In a letter to Citizens for Responsibility and Ethics in Washington, the bipartisan ethics committee said that the complaints filed against Sens. Saxby Chambliss (R-Ga.), Blanche Lincoln (D-Ark.) and Bill Frist (R-Tenn.) “lack substantial merit. Therefore, the Committee has dismissed your complaints and intends no further action with respect to these matters.”
The panel offered no support for CREW’s allegation that the charity events are just a clever way to avoid the restrictions on soft-money fundraising and access-buying that was supposed to have been eliminated by the new campaign finance law.
“Upon review, it appears that your letters of complaint comprise mere allegations and assertions unsupported by evidence or information,” the committee wrote in a letter to CREW’s executive director, Melanie Sloan.

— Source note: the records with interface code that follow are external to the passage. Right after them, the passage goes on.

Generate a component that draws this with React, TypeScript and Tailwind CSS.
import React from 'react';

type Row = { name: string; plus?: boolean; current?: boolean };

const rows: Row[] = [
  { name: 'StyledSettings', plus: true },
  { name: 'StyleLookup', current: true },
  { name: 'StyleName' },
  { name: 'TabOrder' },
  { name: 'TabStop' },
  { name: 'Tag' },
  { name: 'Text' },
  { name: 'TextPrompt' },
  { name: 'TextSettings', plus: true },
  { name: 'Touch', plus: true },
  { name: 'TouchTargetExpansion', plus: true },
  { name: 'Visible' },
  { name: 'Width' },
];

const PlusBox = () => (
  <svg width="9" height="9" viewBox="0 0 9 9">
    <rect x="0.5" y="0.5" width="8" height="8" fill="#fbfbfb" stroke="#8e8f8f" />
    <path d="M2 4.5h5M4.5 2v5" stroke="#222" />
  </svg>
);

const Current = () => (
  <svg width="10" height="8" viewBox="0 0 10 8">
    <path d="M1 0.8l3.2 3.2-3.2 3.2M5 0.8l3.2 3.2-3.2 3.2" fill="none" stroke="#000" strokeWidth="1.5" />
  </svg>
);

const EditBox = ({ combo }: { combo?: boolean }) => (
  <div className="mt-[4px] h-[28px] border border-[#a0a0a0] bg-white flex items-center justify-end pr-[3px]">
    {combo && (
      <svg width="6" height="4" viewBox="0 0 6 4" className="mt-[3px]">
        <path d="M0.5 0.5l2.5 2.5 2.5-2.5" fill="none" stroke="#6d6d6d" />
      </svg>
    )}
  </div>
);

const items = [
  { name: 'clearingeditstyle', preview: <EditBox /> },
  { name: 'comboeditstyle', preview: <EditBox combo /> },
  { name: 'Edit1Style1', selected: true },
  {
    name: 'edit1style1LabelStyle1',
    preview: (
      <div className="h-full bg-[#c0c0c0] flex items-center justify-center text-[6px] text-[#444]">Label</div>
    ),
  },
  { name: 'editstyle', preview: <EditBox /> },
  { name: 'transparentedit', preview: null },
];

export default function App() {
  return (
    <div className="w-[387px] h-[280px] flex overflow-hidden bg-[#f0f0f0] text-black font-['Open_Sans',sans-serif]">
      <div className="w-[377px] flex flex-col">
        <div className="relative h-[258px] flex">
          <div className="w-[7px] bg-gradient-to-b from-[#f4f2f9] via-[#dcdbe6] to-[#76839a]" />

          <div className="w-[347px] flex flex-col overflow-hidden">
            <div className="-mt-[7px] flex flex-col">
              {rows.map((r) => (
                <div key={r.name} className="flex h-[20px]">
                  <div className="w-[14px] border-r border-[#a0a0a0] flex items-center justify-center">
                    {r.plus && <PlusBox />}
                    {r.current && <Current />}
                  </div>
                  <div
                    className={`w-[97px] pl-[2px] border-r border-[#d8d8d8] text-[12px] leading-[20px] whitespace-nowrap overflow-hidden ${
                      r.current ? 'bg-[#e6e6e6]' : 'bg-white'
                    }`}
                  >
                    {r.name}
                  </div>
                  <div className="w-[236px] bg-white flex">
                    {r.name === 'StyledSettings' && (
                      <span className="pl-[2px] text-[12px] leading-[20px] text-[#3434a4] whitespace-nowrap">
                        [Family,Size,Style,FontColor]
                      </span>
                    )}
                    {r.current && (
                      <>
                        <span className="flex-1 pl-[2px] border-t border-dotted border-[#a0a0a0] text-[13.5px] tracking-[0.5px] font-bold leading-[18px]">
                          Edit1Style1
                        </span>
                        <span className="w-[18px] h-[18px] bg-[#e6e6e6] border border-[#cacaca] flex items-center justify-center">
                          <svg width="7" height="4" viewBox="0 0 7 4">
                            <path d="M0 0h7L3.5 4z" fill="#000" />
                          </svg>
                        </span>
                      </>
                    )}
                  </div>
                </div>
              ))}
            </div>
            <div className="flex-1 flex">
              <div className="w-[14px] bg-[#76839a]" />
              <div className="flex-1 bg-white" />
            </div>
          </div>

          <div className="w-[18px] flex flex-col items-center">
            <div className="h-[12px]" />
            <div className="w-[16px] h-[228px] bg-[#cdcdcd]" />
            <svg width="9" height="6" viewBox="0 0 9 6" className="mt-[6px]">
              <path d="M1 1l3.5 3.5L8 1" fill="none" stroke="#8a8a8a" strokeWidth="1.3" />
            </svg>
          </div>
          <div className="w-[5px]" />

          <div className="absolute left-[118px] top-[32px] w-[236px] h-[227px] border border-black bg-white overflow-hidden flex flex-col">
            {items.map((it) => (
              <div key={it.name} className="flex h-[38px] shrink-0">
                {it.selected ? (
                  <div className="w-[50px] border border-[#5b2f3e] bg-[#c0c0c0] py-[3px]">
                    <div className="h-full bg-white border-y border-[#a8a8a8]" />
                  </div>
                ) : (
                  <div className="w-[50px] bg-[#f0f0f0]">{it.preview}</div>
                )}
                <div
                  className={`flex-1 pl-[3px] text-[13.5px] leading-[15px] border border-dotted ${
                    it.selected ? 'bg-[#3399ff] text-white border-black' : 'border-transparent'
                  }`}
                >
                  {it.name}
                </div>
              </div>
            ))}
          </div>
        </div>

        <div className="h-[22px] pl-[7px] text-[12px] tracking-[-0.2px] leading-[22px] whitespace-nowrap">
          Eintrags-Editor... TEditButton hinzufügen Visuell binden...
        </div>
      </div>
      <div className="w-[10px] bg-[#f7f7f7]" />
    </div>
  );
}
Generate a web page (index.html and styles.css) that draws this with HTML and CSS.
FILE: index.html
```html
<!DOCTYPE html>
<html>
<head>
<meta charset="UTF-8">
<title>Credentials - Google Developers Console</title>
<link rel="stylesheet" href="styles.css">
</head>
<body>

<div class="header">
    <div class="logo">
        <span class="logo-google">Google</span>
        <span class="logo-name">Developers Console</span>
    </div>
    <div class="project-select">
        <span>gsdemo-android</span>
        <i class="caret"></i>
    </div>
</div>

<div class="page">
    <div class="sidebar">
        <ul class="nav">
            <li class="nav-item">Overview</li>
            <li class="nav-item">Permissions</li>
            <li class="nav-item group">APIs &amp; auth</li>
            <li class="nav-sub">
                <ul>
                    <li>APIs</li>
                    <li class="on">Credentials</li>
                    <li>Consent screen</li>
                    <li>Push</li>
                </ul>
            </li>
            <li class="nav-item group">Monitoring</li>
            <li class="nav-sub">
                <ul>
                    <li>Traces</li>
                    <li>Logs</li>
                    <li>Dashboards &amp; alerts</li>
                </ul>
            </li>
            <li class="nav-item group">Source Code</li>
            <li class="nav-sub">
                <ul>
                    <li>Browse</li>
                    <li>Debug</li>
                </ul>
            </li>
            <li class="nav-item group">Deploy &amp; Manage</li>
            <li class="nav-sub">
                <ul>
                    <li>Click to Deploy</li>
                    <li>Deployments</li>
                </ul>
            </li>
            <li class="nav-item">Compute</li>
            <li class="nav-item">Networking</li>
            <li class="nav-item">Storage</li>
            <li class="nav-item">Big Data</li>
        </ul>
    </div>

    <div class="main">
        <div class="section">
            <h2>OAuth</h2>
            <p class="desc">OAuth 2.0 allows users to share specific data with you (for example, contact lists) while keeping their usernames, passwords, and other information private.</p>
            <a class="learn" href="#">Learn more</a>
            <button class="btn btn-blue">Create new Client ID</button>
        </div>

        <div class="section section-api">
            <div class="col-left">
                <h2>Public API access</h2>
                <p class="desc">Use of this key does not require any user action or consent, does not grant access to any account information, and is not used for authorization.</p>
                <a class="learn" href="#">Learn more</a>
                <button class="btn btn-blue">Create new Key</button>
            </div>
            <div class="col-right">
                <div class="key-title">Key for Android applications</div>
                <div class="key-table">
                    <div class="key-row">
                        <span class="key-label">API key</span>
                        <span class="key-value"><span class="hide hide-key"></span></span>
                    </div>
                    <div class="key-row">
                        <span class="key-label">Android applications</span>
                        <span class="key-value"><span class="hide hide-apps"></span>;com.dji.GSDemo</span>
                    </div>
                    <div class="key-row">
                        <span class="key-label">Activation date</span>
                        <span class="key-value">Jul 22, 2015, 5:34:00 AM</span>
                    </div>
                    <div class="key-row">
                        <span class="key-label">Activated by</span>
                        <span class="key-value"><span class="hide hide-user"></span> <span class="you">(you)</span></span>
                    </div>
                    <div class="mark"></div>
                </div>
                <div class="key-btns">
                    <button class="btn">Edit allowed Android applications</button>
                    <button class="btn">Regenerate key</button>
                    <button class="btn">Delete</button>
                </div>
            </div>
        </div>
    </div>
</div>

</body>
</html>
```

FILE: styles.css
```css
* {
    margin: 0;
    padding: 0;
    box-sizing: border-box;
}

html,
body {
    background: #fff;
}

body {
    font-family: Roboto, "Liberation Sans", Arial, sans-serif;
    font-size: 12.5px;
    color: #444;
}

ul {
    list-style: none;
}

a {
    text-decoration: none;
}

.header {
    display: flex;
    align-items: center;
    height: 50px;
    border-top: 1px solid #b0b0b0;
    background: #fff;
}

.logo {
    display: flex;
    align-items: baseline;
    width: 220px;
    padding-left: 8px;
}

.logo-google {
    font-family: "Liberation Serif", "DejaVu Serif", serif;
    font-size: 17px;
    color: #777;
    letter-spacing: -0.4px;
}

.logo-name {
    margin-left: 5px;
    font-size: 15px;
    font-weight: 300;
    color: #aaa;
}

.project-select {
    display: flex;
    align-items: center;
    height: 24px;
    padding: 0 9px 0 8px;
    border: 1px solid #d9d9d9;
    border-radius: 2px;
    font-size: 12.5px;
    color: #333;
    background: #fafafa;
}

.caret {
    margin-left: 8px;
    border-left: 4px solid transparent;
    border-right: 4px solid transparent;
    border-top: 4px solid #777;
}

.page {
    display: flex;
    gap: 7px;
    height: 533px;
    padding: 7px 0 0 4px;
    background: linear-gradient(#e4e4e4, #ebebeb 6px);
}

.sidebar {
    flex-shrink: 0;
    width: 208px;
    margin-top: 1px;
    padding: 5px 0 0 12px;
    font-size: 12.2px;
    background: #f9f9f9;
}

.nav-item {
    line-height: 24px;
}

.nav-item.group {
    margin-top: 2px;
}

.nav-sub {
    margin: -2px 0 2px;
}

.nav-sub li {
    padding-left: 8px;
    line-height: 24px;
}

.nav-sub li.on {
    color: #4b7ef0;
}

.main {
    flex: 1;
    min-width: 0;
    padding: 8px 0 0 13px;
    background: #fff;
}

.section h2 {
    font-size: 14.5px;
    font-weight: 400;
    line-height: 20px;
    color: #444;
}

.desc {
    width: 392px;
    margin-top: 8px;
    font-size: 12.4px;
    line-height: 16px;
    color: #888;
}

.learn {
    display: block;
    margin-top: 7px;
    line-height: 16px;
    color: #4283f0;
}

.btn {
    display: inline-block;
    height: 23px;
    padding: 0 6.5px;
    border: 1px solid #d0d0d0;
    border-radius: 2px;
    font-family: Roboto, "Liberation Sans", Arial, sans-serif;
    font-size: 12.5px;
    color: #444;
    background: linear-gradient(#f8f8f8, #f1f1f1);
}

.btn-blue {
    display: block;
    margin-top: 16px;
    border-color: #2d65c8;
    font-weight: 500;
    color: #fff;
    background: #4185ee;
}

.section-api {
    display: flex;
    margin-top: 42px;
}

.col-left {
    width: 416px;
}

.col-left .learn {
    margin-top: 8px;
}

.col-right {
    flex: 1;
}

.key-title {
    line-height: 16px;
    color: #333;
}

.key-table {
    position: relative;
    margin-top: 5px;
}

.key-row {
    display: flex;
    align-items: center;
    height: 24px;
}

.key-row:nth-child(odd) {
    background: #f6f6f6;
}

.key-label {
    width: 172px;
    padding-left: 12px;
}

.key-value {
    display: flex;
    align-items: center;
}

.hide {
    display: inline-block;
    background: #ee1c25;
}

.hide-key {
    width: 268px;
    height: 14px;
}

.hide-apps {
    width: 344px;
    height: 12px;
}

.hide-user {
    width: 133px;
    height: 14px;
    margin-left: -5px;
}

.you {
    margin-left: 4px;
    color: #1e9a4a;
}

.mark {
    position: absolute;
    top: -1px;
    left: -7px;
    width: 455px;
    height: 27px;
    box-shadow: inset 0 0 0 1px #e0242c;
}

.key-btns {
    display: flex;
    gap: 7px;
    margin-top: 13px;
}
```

“The fundamental unsupported assertion upon which your letters appear to be based is that the events in question were designed to, and would, benefit Members of the Senate and others rather than the charities organizing and sponsoring the events.”
Chambliss — who steadfastly held to plans for a charity event at the GOP convention even after Lincoln canceled a similar event in Boston following CREW’s raising of its objections — praised the decision.
“It comes as no surprise that the Senate Select Committee on Ethics would dismiss these unfounded accusations regarding raising charitable funds,” the Senator said.
He noted that he and his wife have actively supported the Camp Sunshine charity for a decade.
“The reality of cancer can be devastating for these children and their families, and any time I can lend my name to an event designed to help ease their burden, I will,” he said. “This decision reaffirms the common practice and approval of elected officials lending their name to raise awareness for charitable organizations.”
Sloan said she had not yet received the letter from the committee, but added that she was disappointed with the ruling.
“I think it was the wrong decision. It is the kind of decision that leads people to have less confidence in the ethics of Congress. And we really don’t need any less confidence in their ethics because it is already at an all-time low.”